At the time of the 60th anniversary of the liberation of Auschwitz, there was a thesis that this Place of Commemoration is already passing into European history, that everything had already been said. But we can judge at least by attendance that people still continue to seek for answers. In the last five years, the number of visitors doubled annually. Last year, we achieved the highest number of visits since the end of Second World War. Quite suddenly, a few years ago, South Korea appeared in visitor statistics - today almost 40,000 visitors a year, which is almost as many as from France or Israel. South Korea represents a completely different world and a completely different history. Countries such as Manchuria, China, Japan and South Korea have their own dramas stemming from World War II. And yet, their nationals still feel the need and willingness to come visit this place. In the 1990s, Auschwitz was a symbol primarily for Europe, Israel and North America. Now, it is beginning to function as a truly world-wide symbol.
Attendance has two ends. There are also geographical, political and historical areas that do not feel connected to Auschwitz or do not want to manifest this. First of all, I would like to point to Austria as a problematic case. Three thousand visitors last year, as compared with 60,000 Germans or 56,000 Italians. If 3,000 visitors come from Austria and about 25,000 from the Czech Republic, this means that we are facing an educational and identity problem that has not been overcome and we must think about it jointly. I stress: together. There are hardly any visitors from Africa and Arabic countries. This is a problem in the context of today’s challenges and the result of this neglect is the emergence of the new geography of the Holocaust denial. .
In the future, an important element will be the fact that in today’s Europe national determinant stops being the most important point of reference for one’s own identity.

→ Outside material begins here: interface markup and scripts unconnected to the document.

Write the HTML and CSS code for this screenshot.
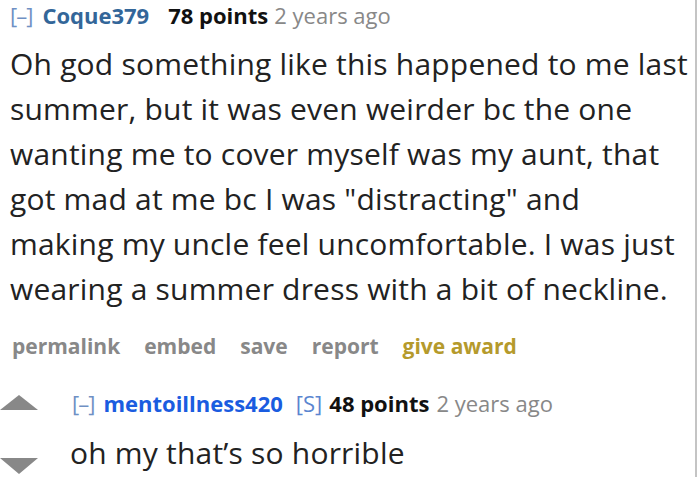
FILE: index.html
```html
<!DOCTYPE html>
<html>
<head>
<meta charset="utf-8">
<link rel="stylesheet" href="styles.css">
</head>
<body>
<div class="page">
  <div class="comment">
    <div class="tagline">
      <span class="toggle">[–]</span>
      <span class="author">Coque379</span>
      <span class="score">78 points</span>
      <span class="time">2 years ago</span>
    </div>
    <div class="body">Oh god something like this happened to me last<br>summer, but it was even weirder bc the one<br>wanting me to cover myself was my aunt, that<br>got mad at me bc I was "distracting" and<br>making my uncle feel uncomfortable. I was just<br>wearing a summer dress with a bit of neckline.</div>
    <ul class="buttons">
      <li>permalink</li>
      <li>embed</li>
      <li>save</li>
      <li>report</li>
      <li class="award">give award</li>
    </ul>
    <div class="child">
      <div class="votes">
        <span class="arrow up"></span>
        <span class="arrow down"></span>
      </div>
      <div class="entry">
        <div class="tagline small">
          <span class="toggle">[–]</span>
          <span class="author op">mentoillness420</span>
          <span class="flag">[S]</span>
          <span class="score">48 points</span>
          <span class="time">2 years ago</span>
        </div>
        <div class="body reply">oh my that’s so horrible</div>
      </div>
    </div>
  </div>
</div>
</body>
</html>
```
FILE: styles.css
```css
html, body {
  margin: 0;
  padding: 0;
  background: #fff;
}
body {
  font-family: "Open Sans", "Noto Sans", sans-serif;
  color: #222;
  overflow: hidden;
  width: 700px;
  height: 477px;
}
.page {
  width: 695px;
  height: 477px;
  border-right: 2px solid #c4c4c4;
  overflow: hidden;
}
.comment {
  padding-left: 10px;
}
.tagline {
  font-size: 22px;
  line-height: 30px;
  display: flex;
  align-items: baseline;
  white-space: nowrap;
}
.toggle {
  color: #6f90c4;
  font-weight: 400;
  margin-right: 10px;
  letter-spacing: -1px;
}
.author {
  color: #336699;
  font-weight: 700;
  margin-right: 19px;
}
.score {
  color: #111;
  font-weight: 700;
  margin-right: 6px;
}
.time {
  color: #888;
}
.body {
  font-size: 30px;
  line-height: 45px;
  letter-spacing: 0.2px;
  margin-top: 11px;
  white-space: nowrap;
}
.buttons {
  list-style: none;
  margin: 20px 0 0 2px;
  padding: 0;
  display: flex;
  gap: 24px;
  font-size: 21px;
  font-weight: 700;
  color: #888;
  line-height: 30px;
}
.buttons .award {
  color: #b59a2c;
}
.child {
  display: flex;
  margin-top: 27px;
  margin-left: -10px;
}
.votes {
  width: 62px;
  display: flex;
  flex-direction: column;
  gap: 48px;
  padding-top: 7px;
}
.arrow {
  display: block;
  width: 0;
  height: 0;
  border-left: 19px solid transparent;
  border-right: 19px solid transparent;
}
.arrow.up {
  border-bottom: 15px solid #888;
}
.arrow.down {
  border-top: 16px solid #888;
}
.entry {
  padding-left: 10px;
}
.small .toggle {
  margin-right: 9px;
}
.small .author.op {
  color: #1a5ce0;
  margin-right: 13px;
}
.flag {
  color: #5a85d0;
  margin-right: 7px;
}
.small .score {
  margin-right: 7px;
}
.body.reply {
  margin-top: 12px;
  margin-left: -2px;
}
```
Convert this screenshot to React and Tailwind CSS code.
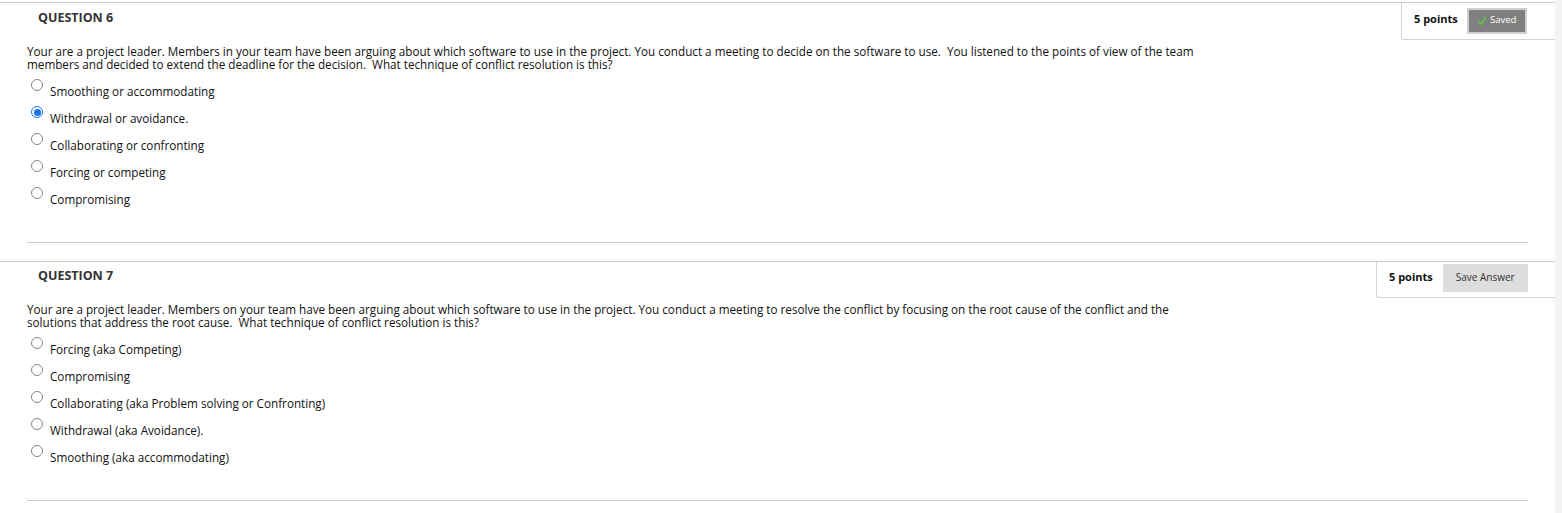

There are mixed groups that want to find their identity in this Place in a different way—as doctors, lawyers, priests.
There are also other determinants of subjective affiliation - particular care of maintaining the Place. For years, half of the budget of this Place has been contributed by the Polish government. The second half has been worked out by the museum and single percents have been coming from foreign assistance. And after all affiliation has been linked exactly with responsibility and thus it is primarily a moral problem.
In conclusion, I would like to discuss the question of participation. This is perhaps the most important question stemming from membership and responsibility. When one sees photos from the liberation of Auschwitz, it is necessary to think about reportages from Ruanda. And the question is not about these two events, but about our passivity. In the idea of social participation, a person is linked to what he or she co-creates, to what he or she builds, to that in what he or she engages in and to the goals he or she fulfills. Affiliation to this place or affiliation of this place to a concrete person would thus be reaching this goal which means never again. But meanwhile, millions of people visit this place and other places of this kind—Yad Vashem or the U.S. Holocaust Memorial Museum. And these millions of persons sit later in front of TV sets, watch reports from Darfur and do not see any link. Living in free states, they criticize those who did nothing in Hitler’s times. Several weeks later, having returned home, they themselves do completely nothing as regards other tragedies of the world.
Also answering the question that I was asked, I would say that Auschwitz as a Place of Commemoration is, in a dramatic way, common, and in a dramatic way, nobody’s. Unfortunately, still.
 Data from 2011. In 2019, 2 million 320 thousand people from all over the world visited Auschwitz - at least 396,000 visitors from Poland, 200,000 from Great Britain, 120,000 from the USA, 104,000 from Italy, 73,000 from Germany, 70,000 from Spain, 67,000 from France, 59,000 from Israel, 42,000 from Ireland and 40,000 from Sweden. Source: Website of Auschwitz Museum
Piotr Cywinski (born in 1972) is a historian, director of the Auschwitz-Birkenau State Museum, member of the International Auschwitz Council, Catholic activist, former chairman of the Club of Catholic Intelligentsia in Warsaw.